SQL is relatively simple compared to other programming languages, but it is still a complete set of programming language, so there is no essential difference between parsing SQL grammar and parsing other languages (Java, C and Go, etc.).
The parsing process can be divided into lexical parsing and syntactic parsing. Lexical parser is used to divide SQL into indivisible atomic signs, i.e., Token. According to the dictionary provided by different database dialect, it is categorized into keyword, expression, literal and operator. SQL is then converted into abstract syntax tree by syntactic parser.
For example, the following SQL:
SELECT id, name FROM t_user WHERE status = 'ACTIVE' AND age > 18
Its abstract grammar tree after parsing is as:
To better understand, the Token of abstract syntax tree keywords is shown in green; that of variables is shown in red; what’s to be further divided is shown in grey. At last, through traversing the abstract syntax tree, the context needed by sharding is extracted and the place that may need to be rewritten is also marked out. Parsing context for the use of sharding includes select items, table information, sharding conditions, auto-increment primary key information, Order By information, Group By information, and pagination information (Limit, Rownum and Top). One-time parsing process of SQL is irreversible, each Token is parsed according to the original order of SQL with a high performance. Considering similarities and differences between SQL of all kinds of database dialect, SQL dialect dictionaries of different types of databases are provided in the parsing module.
As the core of database sharding and table sharding, SQL parser takes the performance and compatibility as its most important index.
Common SQL parser includes
Druid. As the predecessor of Sharding-Sphere, Druid was used as the SQL parser of Sharding-Sphere before 1.4.x version.
As tested in practice, its performance exceeds other parsers a lot.
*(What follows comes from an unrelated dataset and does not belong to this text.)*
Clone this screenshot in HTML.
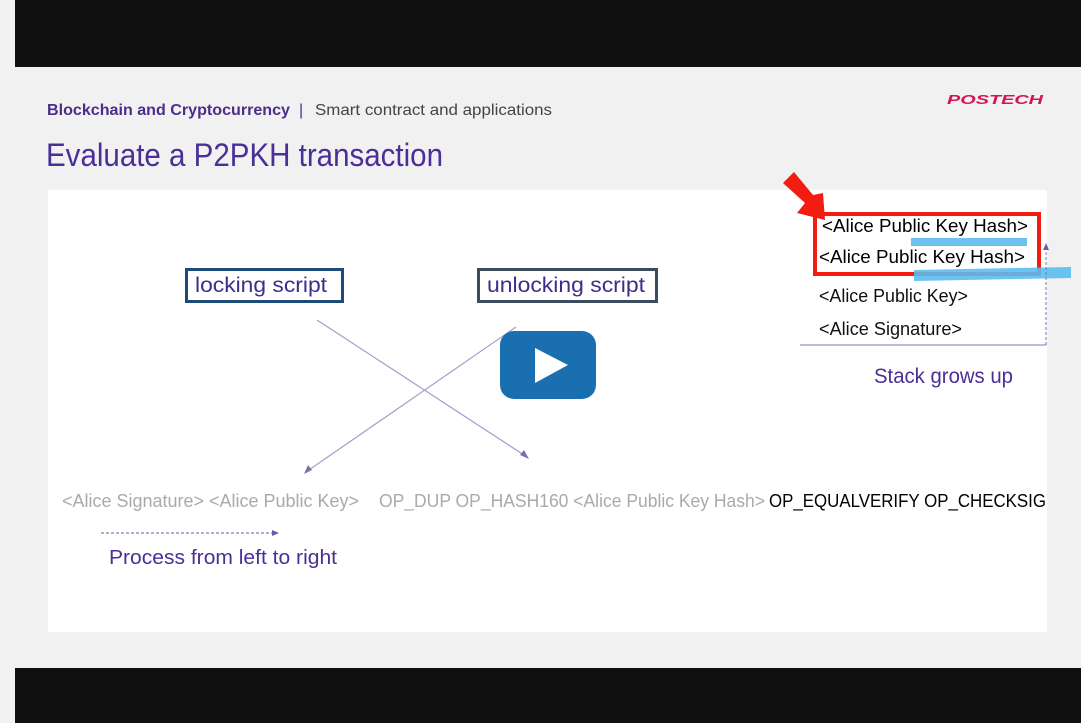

Sharding-Sphere has adopted fully self-developed SQL parsing engine since its 1.5.x version.
Because of different purposes, Sharding-Sphere does not need to transform SQL into a totally abstract syntax tree or traverse twice through visitor pattern.
Using half parsing method, it only extracts the context required by data sharding, so the performance and compatibility of SQL parsing is further improved.
In the latest 3.x version, Sharding-Sphere tries to adopts
ANTLR as the SQL parsing engine, and plans to replace the former parsing engine according to the order of
DDL -> TCL -> DAL –> DCL -> DML –>DQL.
Hoping for a better compatibility with SQL, we use ANTLR in the parsing engine of Sharding-Sphere.
Though complex expressions, recursions, sub-queries and other sentences are not focused by the sharding core of Sharding-Sphere, they can influence the friendliness to understand SQL.
After testing in actual cases, the performance of ANTLR is about 3 times slower than the self-developed parsing engine when parsing SQL.
To compensate for this gap, Sharding-Sphere will use the SQL parsing tree of PreparedStatement to put in the cache.
Therefore, PreparedStatement is recommended to be used as the pre-compile method to improve the performance.
Sharding-Sphere will provide options to include both of the parsing engines and give users the right to choose between the competitiveness and performance of SQL parsing.